Leaving the pictures out, print the lines from the first line of the listing through the line containing "pl-[3px] text-[19.2px] leading-[24px]", exactly as they read, and no others.

— start —

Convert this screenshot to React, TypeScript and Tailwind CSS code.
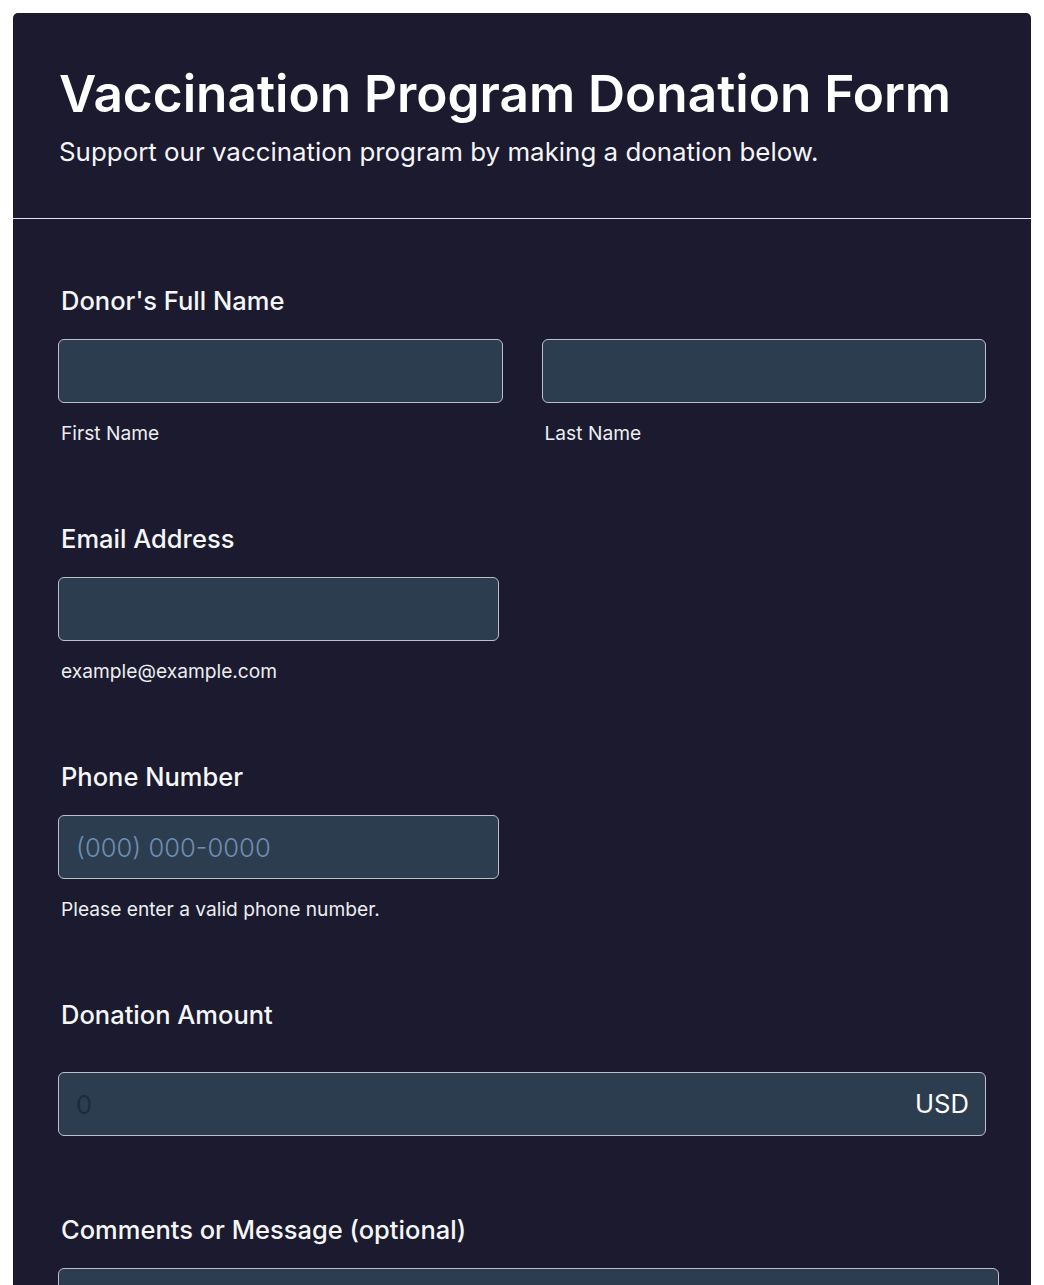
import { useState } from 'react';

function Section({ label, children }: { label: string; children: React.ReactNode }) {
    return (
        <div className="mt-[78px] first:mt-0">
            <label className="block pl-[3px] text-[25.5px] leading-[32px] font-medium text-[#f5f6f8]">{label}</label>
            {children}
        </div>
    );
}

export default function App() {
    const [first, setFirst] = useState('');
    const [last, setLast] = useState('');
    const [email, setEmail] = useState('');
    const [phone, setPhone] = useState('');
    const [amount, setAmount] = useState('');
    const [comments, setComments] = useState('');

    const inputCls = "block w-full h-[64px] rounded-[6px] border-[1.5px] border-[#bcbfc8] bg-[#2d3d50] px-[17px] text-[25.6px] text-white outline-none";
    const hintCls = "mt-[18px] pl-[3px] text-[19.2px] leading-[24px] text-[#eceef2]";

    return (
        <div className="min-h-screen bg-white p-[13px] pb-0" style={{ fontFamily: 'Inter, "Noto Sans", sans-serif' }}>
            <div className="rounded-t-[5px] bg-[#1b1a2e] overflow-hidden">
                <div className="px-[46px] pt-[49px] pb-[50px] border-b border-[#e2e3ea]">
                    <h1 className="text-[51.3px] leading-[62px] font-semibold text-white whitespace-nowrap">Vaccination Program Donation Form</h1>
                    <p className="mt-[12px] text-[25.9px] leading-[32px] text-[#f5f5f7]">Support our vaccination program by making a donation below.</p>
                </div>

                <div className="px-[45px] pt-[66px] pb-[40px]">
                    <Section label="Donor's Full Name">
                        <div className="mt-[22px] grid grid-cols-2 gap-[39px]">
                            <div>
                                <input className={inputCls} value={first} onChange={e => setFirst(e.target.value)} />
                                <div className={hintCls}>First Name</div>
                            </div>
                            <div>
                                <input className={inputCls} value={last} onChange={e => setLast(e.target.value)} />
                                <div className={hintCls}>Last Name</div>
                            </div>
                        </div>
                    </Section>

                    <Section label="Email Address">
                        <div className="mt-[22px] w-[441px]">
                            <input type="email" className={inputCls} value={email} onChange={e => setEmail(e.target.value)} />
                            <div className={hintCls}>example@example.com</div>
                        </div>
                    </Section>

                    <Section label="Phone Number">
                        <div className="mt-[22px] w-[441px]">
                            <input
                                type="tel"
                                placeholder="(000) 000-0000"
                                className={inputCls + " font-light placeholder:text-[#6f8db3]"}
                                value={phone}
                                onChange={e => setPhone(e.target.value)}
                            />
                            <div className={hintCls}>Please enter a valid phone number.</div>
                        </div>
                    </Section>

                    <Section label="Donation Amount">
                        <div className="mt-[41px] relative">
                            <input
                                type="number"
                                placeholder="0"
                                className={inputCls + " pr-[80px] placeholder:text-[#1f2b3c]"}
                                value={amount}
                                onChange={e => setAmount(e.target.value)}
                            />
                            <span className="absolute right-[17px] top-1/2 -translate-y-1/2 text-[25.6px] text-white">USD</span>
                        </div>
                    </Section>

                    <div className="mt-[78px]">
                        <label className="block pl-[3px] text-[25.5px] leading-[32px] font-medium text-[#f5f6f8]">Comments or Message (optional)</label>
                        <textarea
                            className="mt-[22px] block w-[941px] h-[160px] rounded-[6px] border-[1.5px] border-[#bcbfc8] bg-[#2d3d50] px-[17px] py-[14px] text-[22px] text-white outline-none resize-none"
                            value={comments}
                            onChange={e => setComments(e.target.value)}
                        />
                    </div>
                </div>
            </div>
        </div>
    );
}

— end —

=== Completed task ===
Convert this screenshot to React, TypeScript and Tailwind CSS code.
import { useState } from 'react';

function Section({ label, children }: { label: string; children: React.ReactNode }) {
    return (
        <div className="mt-[78px] first:mt-0">
            <label className="block pl-[3px] text-[25.5px] leading-[32px] font-medium text-[#f5f6f8]">{label}</label>
            {children}
        </div>
    );
}

export default function App() {
    const [first, setFirst] = useState('');
    const [last, setLast] = useState('');
    const [email, setEmail] = useState('');
    const [phone, setPhone] = useState('');
    const [amount, setAmount] = useState('');
    const [comments, setComments] = useState('');

    const inputCls = "block w-full h-[64px] rounded-[6px] border-[1.5px] border-[#bcbfc8] bg-[#2d3d50] px-[17px] text-[25.6px] text-white outline-none";
    const hintCls = "mt-[18px] pl-[3px] text-[19.2px] leading-[24px] text-[#eceef2]";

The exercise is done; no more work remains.